The Senate amendment also creates a procedural fire wall to protect Social Security financing, but does so by expanding certain budget enforcement provisions of the Congressional Budget Act of 1974. The Senate amendment expands the prohibition in Section 310(g) of the Budget Act to specifically protect Social Security financing, prohibits the consideration of a reported budget resolution calling for a reduction in Social Security surplus, and includes Social Security in the enforcement procedures under Sections 302 and 311 of the Budget Act. The Senate amendment also requires the Secretary of Health and Human Services to provide an actuarial analysis of any legislation affecting Social Security, and generally prohibits the consideration of legislation lacking such an analysis.
For more on the budgetary treatment of Social Security under current law and historically, see Senate Comm. on the Budget, Social Security Preservation Act, S. Rep. No. 101-426, 101st Cong. 2d Sess. (1990).
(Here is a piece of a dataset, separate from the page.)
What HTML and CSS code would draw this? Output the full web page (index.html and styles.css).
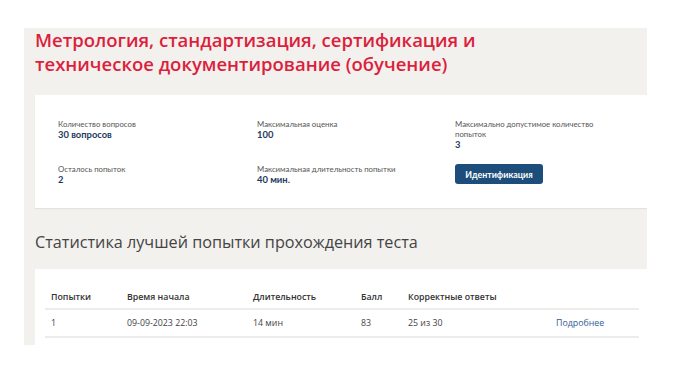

The conference agreement incorporates the Senate position on the budgetary treatment of the Social Security trust funds, reaffirming their off-budget status and removing all their transactions from the deficit estimates and calculations made in the sequestration process.
Further, the conference agreement provides that the “fire wall” procedure proposed by the House shall apply only to the House and that the “fire wall” procedures proposed by the Senate shall apply only to the Senate.
U.S. House of Representatives, Omnibus Budget Reconciliation Act of 1990: Conference Report to Accompany H.R. 5835, House Report 101-964 (October 27, 1990), pp. 1160-1161. (Budget Enforcement Act of 1990)
LEGISLATIVE HISTORY NOTES
Pub. L. 101–508, title XIII, §13301, Nov. 5, 1990, 104 Stat. 1388, 1388–623; (Budget Enforcement Act of 1990).